Not necessarily. It depends on distance, weight/volume, and the leg you’re comparing:
- Per unit cost
- Ocean has the lowest cost per kg or per cubic meter on long international routes.
- Road gets expensive over long distances or when used instead of a sea trunk leg.
- Typical pattern
- For international trade: sea (or rail) for the main leg + road for short pre‑carriage/on‑carriage is usually cheapest.
- All‑road long‑haul is rarely cheaper than ocean for heavy or voluminous cargo.
- Where road shines
- Short to medium distances (domestic or regional).
- Flexible deliveries, many drops, or areas far from ports/rail terminals.
To know what’s cheaper for you:
- Ask for quotes comparing:
- Ocean/rail trunk + road vs. long‑haul road only.
- Calculate cost per unit delivered (€/kg or €/m³), not just the total invoice.
- Factor in the number of delivery points and required flexibility.
Combined transport becomes interesting as soon as one mode alone can’t give you a good balance of cost, time, and reliability. It’s worth considering when:
- Your route crosses very long distances but starts/ends far from ports or rail hubs.
- Road is too expensive or regulated for the entire distance.
- You want lower emissions (e.g. rail + road instead of full road).
- Border crossings are smoother with rail or ocean than with trucks on certain lanes.
Practical examples:
- Ocean + road: factory in inland China to warehouse in Europe or North America.

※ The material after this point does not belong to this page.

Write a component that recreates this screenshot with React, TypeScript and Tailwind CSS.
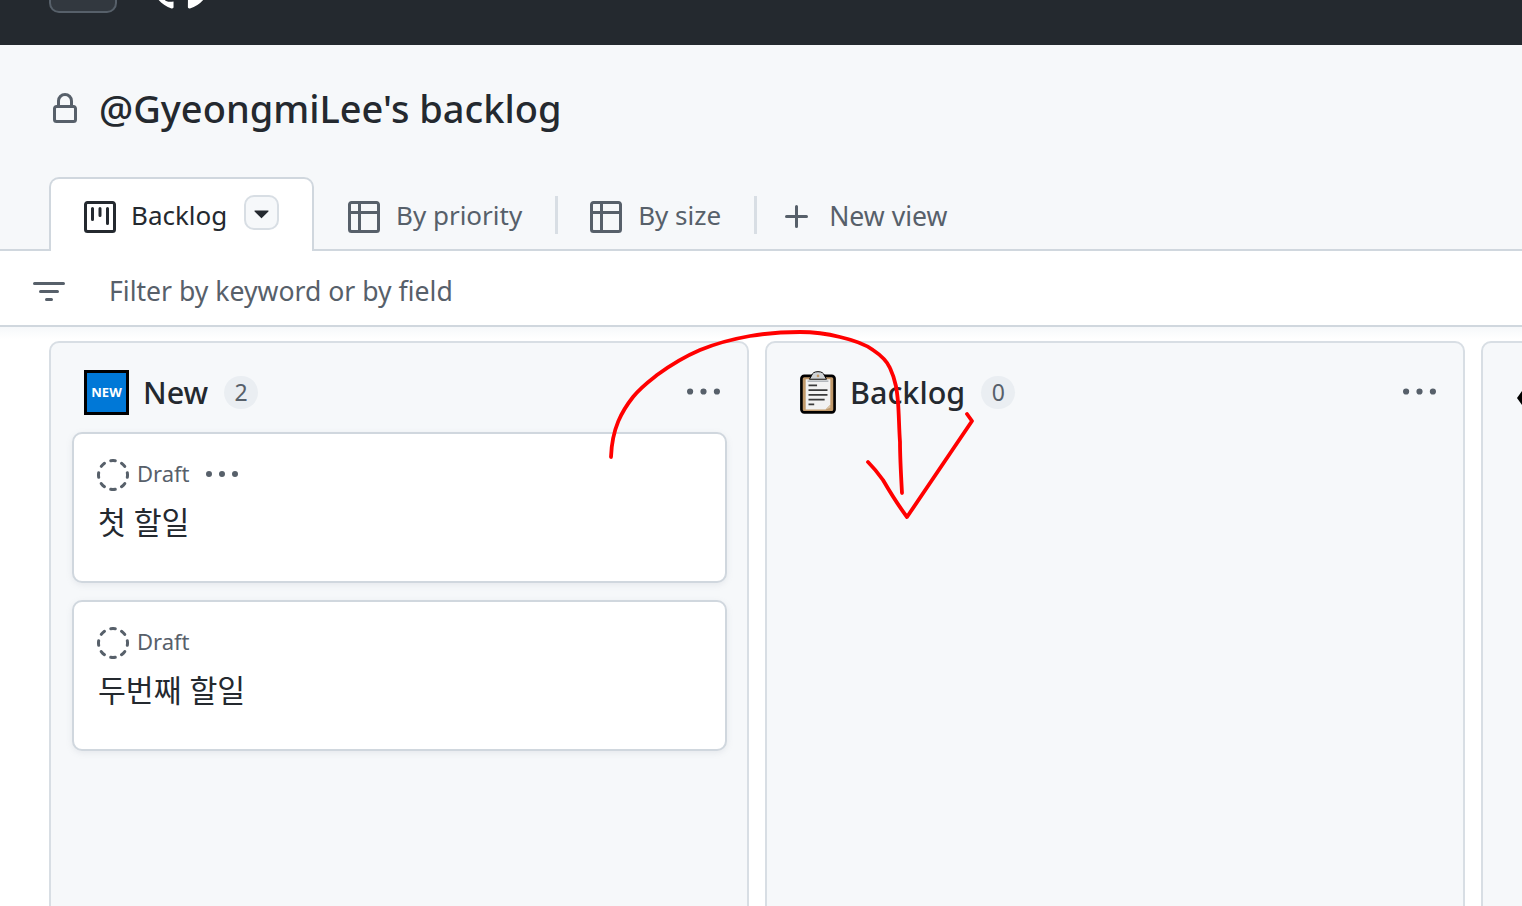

- Rail + road: Asia–Europe corridors, then domestic delivery by truck.
- Air + road: urgent shipments where you still need airport pickup and last‑mile delivery.
Use intermodal/multimodal when:
- A single mode forces you to overpay (all‑air) or accept too much delay (all‑ocean).
- Coordinating multiple carriers yourself becomes complex, and you need a single operator to manage the whole chain.